Maybe it’s true. We might not have the singers, artists and banners, and the medium may be different, but when it comes to expression and empowerment the ‘60s have shown us how to do it. And in fact, shown us that we CAN do it—that being heard is a basic right.

Though we may reflect on the revolutions and tribulations of the ‘60s and wonder where their resonance lies, many of the lessons and changes, that were wrought through the growing pains of the decade, are so woven into the fabric of our awareness that they are taken for granted. For example, all around us there is evidence that aesthetic values coined in the ‘60s have translated very well into future decades.

Designs imagined and developed through the ‘60s have outlasted the idiosyncrasies of Postmodernism and its demise, such that not everything from that era is anachronistic. Today, the medium for communication may be radically different, but we only have to look at the iconic products coming from Apple to see that the new way to experience artistic endeavor, community, and solidarity are encased in a direct design homage to the 1960’s.

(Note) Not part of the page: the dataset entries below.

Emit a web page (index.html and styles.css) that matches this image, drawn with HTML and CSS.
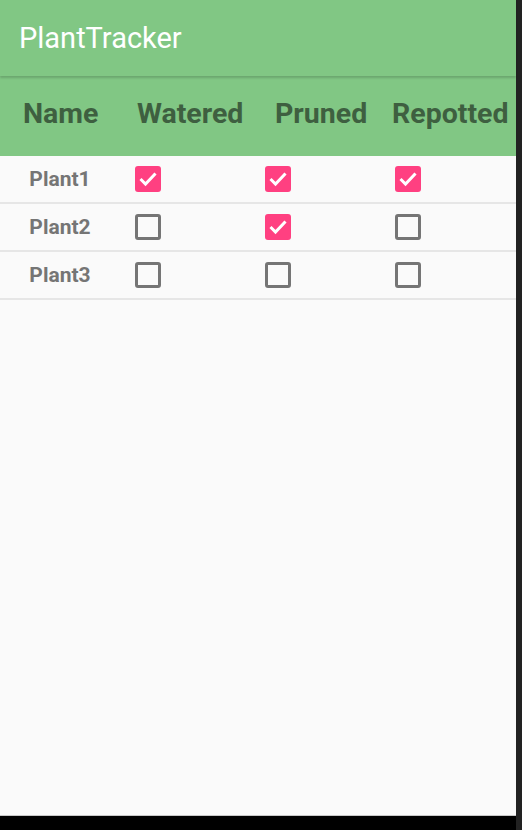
FILE: index.html
```html
<!DOCTYPE html>
<html lang="en">
<head>
    <meta charset="UTF-8">
    <meta name="viewport" content="width=device-width, initial-scale=1.0">
    <title>PlantTracker</title>
    <link rel="stylesheet" href="styles.css">
</head>
<body>
    <div class="screen">
        <div class="toolbar">PlantTracker</div>

        <div class="head">
            <span>Name</span>
            <span>Watered</span>
            <span>Pruned</span>
            <span>Repotted</span>
        </div>

        <div class="row">
            <span class="name">Plant1</span>
            <span class="box on"><svg viewBox="0 0 26 26"><path d="M5.5 13l5 5 10-10.5"/></svg></span>
            <span class="box on"><svg viewBox="0 0 26 26"><path d="M5.5 13l5 5 10-10.5"/></svg></span>
            <span class="box on"><svg viewBox="0 0 26 26"><path d="M5.5 13l5 5 10-10.5"/></svg></span>
        </div>
        <div class="row">
            <span class="name">Plant2</span>
            <span class="box"></span>
            <span class="box on"><svg viewBox="0 0 26 26"><path d="M5.5 13l5 5 10-10.5"/></svg></span>
            <span class="box"></span>
        </div>
        <div class="row">
            <span class="name">Plant3</span>
            <span class="box"></span>
            <span class="box"></span>
            <span class="box"></span>
        </div>
    </div>
    <div class="edge"></div>
</body>
</html>
```

FILE: styles.css
```css
*{
    margin: 0;
    padding: 0;
    box-sizing: border-box;
}
body{
    display: flex;
    align-items: flex-start;
    height: 830px;
    background-color: #000;
    font-family: Roboto, "Liberation Sans", sans-serif;
}
.screen{
    width: 516px;
    height: 816px;
    background-color: #fafafa;
    border-bottom: 1px solid #c8c8c8;
}
.edge{
    width: 6px;
    height: 830px;
    background-color: #222;
}
.toolbar{
    position: relative;
    z-index: 1;
    height: 76px;
    padding: 0 19px;
    line-height: 76px;
    background-color: #81c784;
    color: #fff;
    font-size: 29px;
    box-shadow: 0 2px 2px rgba(0,0,0,0.16);
}
.head{
    display: grid;
    grid-template-columns: 114px 138px 117px 1fr;
    align-items: center;
    height: 80px;
    padding: 0 0 6px 23px;
    background-color: #81c784;
    color: #3e5f40;
    font-size: 28.5px;
    font-weight: bold;
    white-space: nowrap;
}
.row{
    display: grid;
    grid-template-columns: 120px 130px 130px 1fr;
    align-items: center;
    height: 48px;
    border-bottom: 2px solid #e6e6e6;
}
.name{
    text-align: center;
    font-size: 21px;
    font-weight: bold;
    color: #757575;
}
.box{
    display: block;
    width: 26px;
    height: 26px;
    margin-left: 15px;
    border: 3px solid #757575;
    border-radius: 3px;
}
.box.on{
    border: none;
    background-color: #ff4081;
}
.box svg{
    display: block;
    width: 26px;
    height: 26px;
}
.box path{
    fill: none;
    stroke: #fff;
    stroke-width: 3;
}
```
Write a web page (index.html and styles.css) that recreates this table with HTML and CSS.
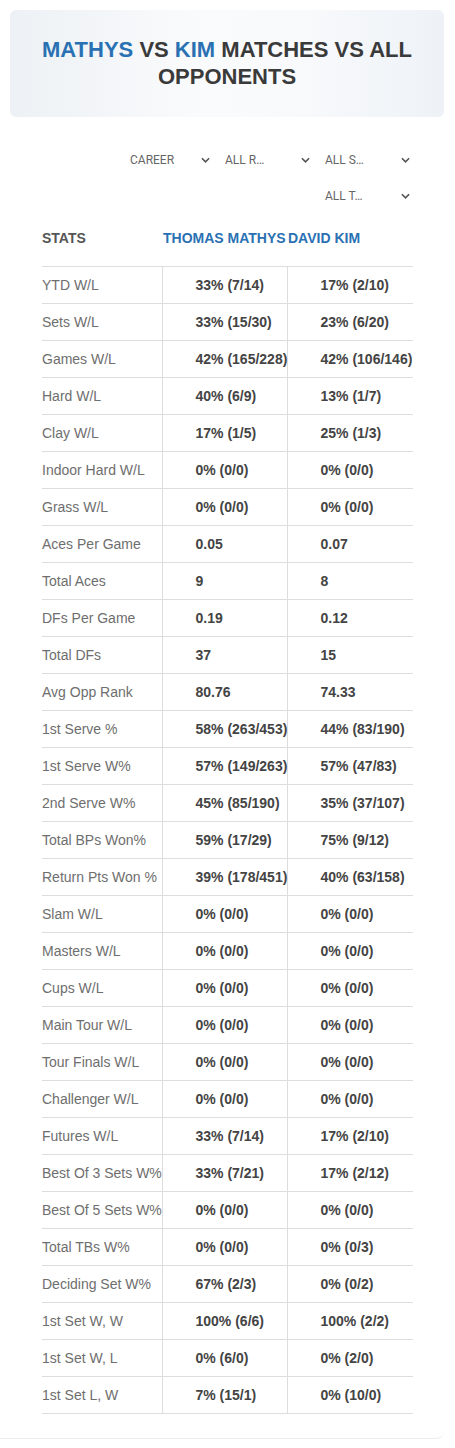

Simple, yet elegant in form and function, these principles are still truly relevant today in all their complexity:

 Non-conformity and paths of self-expression are vital, not merely to be tolerated, but embraced and valued.

• Popular culture, art, music, and design can be both an expression of collective concerns and a call to arms against them.

• The world in which we live needs to be cherished, nurtured, and valued.

• Considered and conscientious design will always be relevant in an ever-changing world.